Biden’s Foreign Policy Failure

First there was the Afghanistan debacle. Then the seemingly unresolvable Ukraine war. Now, the new war in the Middle East. What is next?
Biden’s Foreign Policy Failure
The Reader's Turn
12/8/2023
Updated:
12/8/2023
0:00

During his first public statement addressing the horrific terror strike by Hamas against innocent Israeli citizens, President Biden assured the nation, Israel, and the rest of the world, “We will stand with Israel”—which, depending on one’s point of view, could mean just about anything or absolutely nothing. The ambiguity of his language demonstrates timidity, vagueness, and uncertainty, hallmarks of a listless foreign policy and an administration unable to identify the nation’s true enemies and existential threats.

The president’s meaningless reassurance was, as most of his other remarks, predictable and completely forgettable. Yet, in a perverse way, they were quite revealing for anyone who listened carefully for what the president did not say and did not acknowledge. I heard a president who had no intention (or leadership capacity) to change course and move beyond policies of appeasement.

How did I come to this conclusion?

The president uttered not a single statement identifying or rebuking the Iranian regime as the primary sponsor of Middle Eastern terrorism, Hamas in particular—failing to shine a light on incontrovertible facts: that Iran is Hamas’s primary benefactor; that Hamas operates as a terror proxy of Iran; that Hamas’s terror activities support Iran’s publicly stated goal of annihilating the Jewish state.

Also missing from the president’s comments was an unambiguous demand directed at Iran to immediately cease all collaboration with Hamas; that Hamas must be militarily destroyed; that democracies should join the United States in supporting Israel’s efforts to do this even when this imperative results in civilian casualties; that surviving Hamas leadership must be hunted down and justice adjudicated by a Nuremberg-style court; and his insistence there is absolutely no moral equivalence between Hamas intentionally planning and carrying out the murder of innocent Israelis and innocent Palestinians being killed during the fog of war, particularly a war their own leaders started.

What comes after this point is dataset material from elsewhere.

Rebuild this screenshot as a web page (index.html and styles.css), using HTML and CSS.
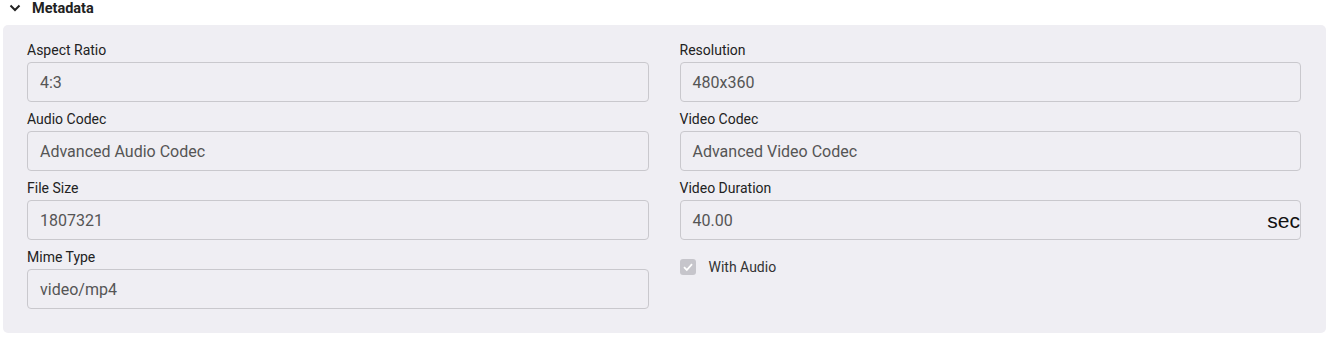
FILE: index.html
```html
<!DOCTYPE html>
<html lang="en">
<head>
  <meta charset="UTF-8" />
  <title>Metadata</title>
  <link rel="stylesheet" href="styles.css">
</head>
<body>
  <div class="encabezado">
    <svg class="chevron" width="14" height="14" viewBox="0 0 14 14"><path d="M2.5 4.5 L7 9 L11.5 4.5" fill="none" stroke="#222" stroke-width="2"/></svg>
    <span>Metadata</span>
  </div>

  <div class="panel">
    <div class="campo">
      <label>Aspect Ratio</label>
      <div class="entrada">4:3</div>
    </div>
    <div class="campo">
      <label>Resolution</label>
      <div class="entrada">480x360</div>
    </div>
    <div class="campo">
      <label>Audio Codec</label>
      <div class="entrada">Advanced Audio Codec</div>
    </div>
    <div class="campo">
      <label>Video Codec</label>
      <div class="entrada">Advanced Video Codec</div>
    </div>
    <div class="campo">
      <label>File Size</label>
      <div class="entrada">1807321</div>
    </div>
    <div class="campo">
      <label>Video Duration</label>
      <div class="entrada con-unidad">40.00<span class="unidad">sec</span></div>
    </div>
    <div class="campo">
      <label>Mime Type</label>
      <div class="entrada">video/mp4</div>
    </div>
    <div class="campo check">
      <span class="casilla"><svg width="12" height="12" viewBox="0 0 12 12"><path d="M2 6.2 L4.8 9 L10 3.2" fill="none" stroke="#fff" stroke-width="1.8"/></svg></span>
      <span>With Audio</span>
    </div>
  </div>
</body>
</html>
```

FILE: styles.css
```css
body {
  font-family: Roboto, "Liberation Sans", sans-serif;
  margin: 0;
  padding: 0 5px 0 3px;
  background: #fff;
  color: #222;
}
.encabezado {
  display: flex;
  align-items: center;
  gap: 10px;
  height: 16px;
  padding: 0 0 9px 5px;
  font-size: 14.5px;
  font-weight: bold;
  color: #222;
}
.chevron {
  display: block;
}
.panel {
  background: #efeef3;
  border-radius: 5px;
  padding: 17px 25px 15px 24px;
  display: grid;
  grid-template-columns: 1fr 1fr;
  column-gap: 31px;
}
.campo label {
  display: block;
  font-size: 14px;
  color: #222;
  height: 20px;
  line-height: 16px;
}
.entrada {
  box-sizing: border-box;
  height: 40px;
  border: 1px solid #c9c8cd;
  border-radius: 4px;
  padding: 0 12px;
  display: flex;
  align-items: center;
  font-size: 16px;
  color: #555;
  margin-bottom: 9px;
}
.con-unidad {
  justify-content: space-between;
  padding-right: 0;
}
.unidad {
  font-family: "Liberation Sans", Arial, sans-serif;
  font-size: 21px;
  color: #111;
  line-height: 20px;
  margin-top: 2px;
}
.check {
  display: flex;
  align-items: center;
  gap: 13px;
  font-size: 14px;
  color: #333;
  padding-top: 10px;
  align-self: start;
}
.casilla {
  width: 16px;
  height: 16px;
  border-radius: 3px;
  background: #c6c5cb;
  display: flex;
  align-items: center;
  justify-content: center;
}
```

Also absent from Biden’s remarks was discussion on possibly restarting the maximum pressure campaign against Iran, including economic sanctions aimed at stifling the regime’s profiteering from the export of oil, that were in place at the start of his administration, but relaxed as part of an appeasement campaign. The maximum pressure campaign was working to isolate and impoverish the regime: Iranian reserve currencies had shrunk, and its people had become restive and began to rebel against the regime. Apparently, the president is suffering willful ignorance not only about the fact that the maximum pressure campaign was working as planned, but that his relaxation of it had backfired, resulting in a re-enriched and re-emboldened regime, eager to reinvigorate its terror campaign against the Jewish state.

And so, as the president of the United States refuses (or is incapable) of leading the free world against evil and tyranny, the slow but inexorable deterioration of the world order continues. First there was the Afghanistan debacle. Then the seemingly unresolvable Ukraine war. Now, the new war in the Middle East. What is next?